But I think I might be too late for building the Sprint-T. I had to stop taking the nightly ibuprofen, for non-medical reasons, and now most of my joints are only partially functional. I mean I know getting in and out of the car are going to require some upper body strength to pull up until I can get my feet under me for exit and climbing over the top of the cage in and out. Right now I can get my arms level with my shoulder and that’s about as far as it goes. And my right shoulder is not working right either. I mean I can do everything I need to do that doesn’t involve raising my arm or my hands over my head, but pull-ups is not on the list. And three guesses at the motion needed to get out of the car.
The thing that really chaps me is that I’m so close to being able to finish the build now, I have enough income to finish the build without having to take money out of the operating budget. This is the first time in over 50 years that I can say that. Sure back in 1968 I wasn’t old enough to get things I needed, and as a military brat I didn’t have the place to keep stuff nor work on it. Hard to move car parts around the world every few months without things getting “lost”. I finally have the combination of budget and place to keep the parts and work on the car. But now I have problems with being able to manhandle those parts into position as well as getting in and out of the finished car if I even get it finished.

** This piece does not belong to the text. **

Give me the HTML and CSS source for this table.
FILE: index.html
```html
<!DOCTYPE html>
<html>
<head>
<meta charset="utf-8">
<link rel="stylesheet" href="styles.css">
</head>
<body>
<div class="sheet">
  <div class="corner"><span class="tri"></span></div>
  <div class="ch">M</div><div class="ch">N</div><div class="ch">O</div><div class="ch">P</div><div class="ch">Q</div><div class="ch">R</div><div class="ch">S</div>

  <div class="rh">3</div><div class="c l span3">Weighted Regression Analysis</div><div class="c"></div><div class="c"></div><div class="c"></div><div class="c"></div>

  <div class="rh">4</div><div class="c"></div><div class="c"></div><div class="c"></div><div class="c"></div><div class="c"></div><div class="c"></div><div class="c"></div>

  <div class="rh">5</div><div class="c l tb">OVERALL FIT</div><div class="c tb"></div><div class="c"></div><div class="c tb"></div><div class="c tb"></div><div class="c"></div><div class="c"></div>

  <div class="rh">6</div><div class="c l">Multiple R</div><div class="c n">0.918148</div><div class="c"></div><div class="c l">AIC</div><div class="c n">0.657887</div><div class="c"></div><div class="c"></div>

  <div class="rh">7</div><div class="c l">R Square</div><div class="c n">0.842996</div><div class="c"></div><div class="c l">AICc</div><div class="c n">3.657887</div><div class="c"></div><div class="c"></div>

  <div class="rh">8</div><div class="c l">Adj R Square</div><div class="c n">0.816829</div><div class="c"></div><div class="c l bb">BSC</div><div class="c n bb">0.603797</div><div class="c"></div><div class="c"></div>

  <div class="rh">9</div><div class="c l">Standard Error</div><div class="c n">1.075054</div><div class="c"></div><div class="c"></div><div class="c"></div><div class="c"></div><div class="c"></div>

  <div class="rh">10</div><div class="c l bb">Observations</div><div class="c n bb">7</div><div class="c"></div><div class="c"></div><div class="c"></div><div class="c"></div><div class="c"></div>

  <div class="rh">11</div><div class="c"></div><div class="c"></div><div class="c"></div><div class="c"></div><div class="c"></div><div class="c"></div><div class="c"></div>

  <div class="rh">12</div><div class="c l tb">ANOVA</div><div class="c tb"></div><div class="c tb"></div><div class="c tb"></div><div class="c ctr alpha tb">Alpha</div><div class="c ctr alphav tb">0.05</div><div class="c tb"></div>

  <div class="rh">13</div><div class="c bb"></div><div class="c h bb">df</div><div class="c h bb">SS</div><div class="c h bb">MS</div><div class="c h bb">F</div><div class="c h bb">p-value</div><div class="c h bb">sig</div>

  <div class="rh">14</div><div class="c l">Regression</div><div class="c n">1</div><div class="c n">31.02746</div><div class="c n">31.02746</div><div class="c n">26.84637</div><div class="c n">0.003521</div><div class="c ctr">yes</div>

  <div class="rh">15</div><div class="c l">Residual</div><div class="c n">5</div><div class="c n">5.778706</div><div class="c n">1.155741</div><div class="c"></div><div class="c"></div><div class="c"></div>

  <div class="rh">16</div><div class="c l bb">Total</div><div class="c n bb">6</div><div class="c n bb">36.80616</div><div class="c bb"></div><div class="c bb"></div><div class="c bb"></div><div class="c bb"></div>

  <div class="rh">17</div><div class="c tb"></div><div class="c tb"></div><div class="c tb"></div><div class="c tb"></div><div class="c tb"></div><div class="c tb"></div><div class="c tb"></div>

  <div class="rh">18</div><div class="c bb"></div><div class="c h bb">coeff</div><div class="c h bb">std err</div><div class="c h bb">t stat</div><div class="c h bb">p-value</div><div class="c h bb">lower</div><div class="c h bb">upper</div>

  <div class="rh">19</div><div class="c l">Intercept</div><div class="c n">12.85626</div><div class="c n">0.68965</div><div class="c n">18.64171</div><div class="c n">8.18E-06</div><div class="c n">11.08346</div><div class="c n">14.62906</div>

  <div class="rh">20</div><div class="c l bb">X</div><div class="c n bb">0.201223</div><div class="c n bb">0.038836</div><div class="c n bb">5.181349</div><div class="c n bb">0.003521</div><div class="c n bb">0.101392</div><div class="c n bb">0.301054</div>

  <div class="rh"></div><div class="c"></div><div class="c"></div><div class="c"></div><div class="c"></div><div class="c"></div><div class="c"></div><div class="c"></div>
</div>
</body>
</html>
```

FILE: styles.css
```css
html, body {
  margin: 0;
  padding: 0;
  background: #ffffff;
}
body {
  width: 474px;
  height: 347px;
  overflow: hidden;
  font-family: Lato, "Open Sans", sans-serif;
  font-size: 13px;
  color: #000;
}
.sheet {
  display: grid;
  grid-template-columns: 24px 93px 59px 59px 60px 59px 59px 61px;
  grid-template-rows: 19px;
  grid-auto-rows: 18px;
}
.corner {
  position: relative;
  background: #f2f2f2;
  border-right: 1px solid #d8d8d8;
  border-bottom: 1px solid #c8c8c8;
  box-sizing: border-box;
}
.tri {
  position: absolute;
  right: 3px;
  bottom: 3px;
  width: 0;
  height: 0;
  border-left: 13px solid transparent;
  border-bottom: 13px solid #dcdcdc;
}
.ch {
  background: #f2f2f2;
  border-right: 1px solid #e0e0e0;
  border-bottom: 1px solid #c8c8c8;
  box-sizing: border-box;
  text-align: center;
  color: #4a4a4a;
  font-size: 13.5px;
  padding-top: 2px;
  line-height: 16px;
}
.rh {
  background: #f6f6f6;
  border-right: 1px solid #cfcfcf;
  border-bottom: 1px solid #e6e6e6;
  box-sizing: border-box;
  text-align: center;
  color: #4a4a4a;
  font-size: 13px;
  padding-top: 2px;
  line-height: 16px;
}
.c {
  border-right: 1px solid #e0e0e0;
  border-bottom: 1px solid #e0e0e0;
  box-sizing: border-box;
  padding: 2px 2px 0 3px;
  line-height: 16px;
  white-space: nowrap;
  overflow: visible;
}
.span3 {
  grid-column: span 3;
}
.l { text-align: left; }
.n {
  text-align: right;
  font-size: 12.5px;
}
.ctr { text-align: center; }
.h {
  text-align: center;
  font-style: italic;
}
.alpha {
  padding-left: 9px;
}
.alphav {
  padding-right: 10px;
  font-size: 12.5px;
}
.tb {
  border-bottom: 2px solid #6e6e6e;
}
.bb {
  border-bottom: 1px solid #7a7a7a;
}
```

I am depressed, some more again.
OK between waking up at 1700 Tuesday and waking up at 1430 or thereabouts today I got a normal amount of sleep for that length of time. I was also awake from 1700 Tuesday until 0230 today (Thursday) so I didn’t get that “normal” amount of sleep in or at a normal time. I was awake during the day because I had to be awake for something I had to do because it was something that had to be done on my computer and nobody uses my computer but me, and also because the person who needed my help is basically useless on a computer for anything except reading web pages and answering e-mail. Then for some reason I couldn’t get back to sleep until I normally do which is between 0300 and 0500.
Mrs. the Poet and I have been discussing my sleep non-pattern, and she’s been treating it as something I have to deal with because there isn’t much she can do about it if anything. There is but it is something she doesn’t want to do, is physically taxing if not distasteful, and my own morals dictate that if she doesn’t want to I can’t.
But, with what I have discovered during this period of insomnia I think I might have traced the source of the strange dreams I have been having or at least the ones I remember. I’m trying to solve some of my needs in my sleep, or possibly my sub-conscious mind is trying to tell me what my problems are in my sleep. Either way the dreams are about my problems. And maybe about how to solve them. The big thing is I can’t solve this problem by just dreaming about it. One of my problems is I’m not getting enough human touch, and that’s nothing you can dream away.
Other things I’m having dreams about are stuff I don’t want to put on the internet, but I still need to take care of them somehow. And I equally have zero idea of how to take care of them, internet or not.
And leaving everyone hanging like that seems like a good place to stop because I have other problems and want other people to suffer because of that…
Sorry for not updating the blog, but I have been running around like the proverbial decapitated chicken and then recovering like a sofa spud. Basically I have been bouncing between running like a madman and basically having to spend the day on the couch because my everything hurts. This is not a good situation by anyone’s standard.
Today I’m writing instead of couching, because yesterday I had to go by foot to get stuff taken care of, basically I had to pay my cell phone, and get some groceries I couldn’t get on regular shopping day. I ended up walking about 2 miles (1.9 miles to be precise) and the heat index was about 98°F. Now as per usual I didn’t feel anything but some mild discomfort as I did it, but when I woke up this morning feeling like I didn’t get any rest at all, totally washed out. After consuming the second quart of Gatorade I started feeling more like myself, and I’m about a third of the way through the third quart and almost feeling “right”. I still feel more like going back to bed than posting to my blog, but it’s not that draggy that I can’t function. And as for why I had to go out yesterday, if I didn’t pay my bill I would have lost service shortly after midnight, and I had a one day only deal for a free sandwich that I would have lost if I didn’t use it.
And if you’ll excuse me I really need to have a little lie-down again, because I also have had an inflamed tear duct because pollen. I tell you getting old ain’t for sissies.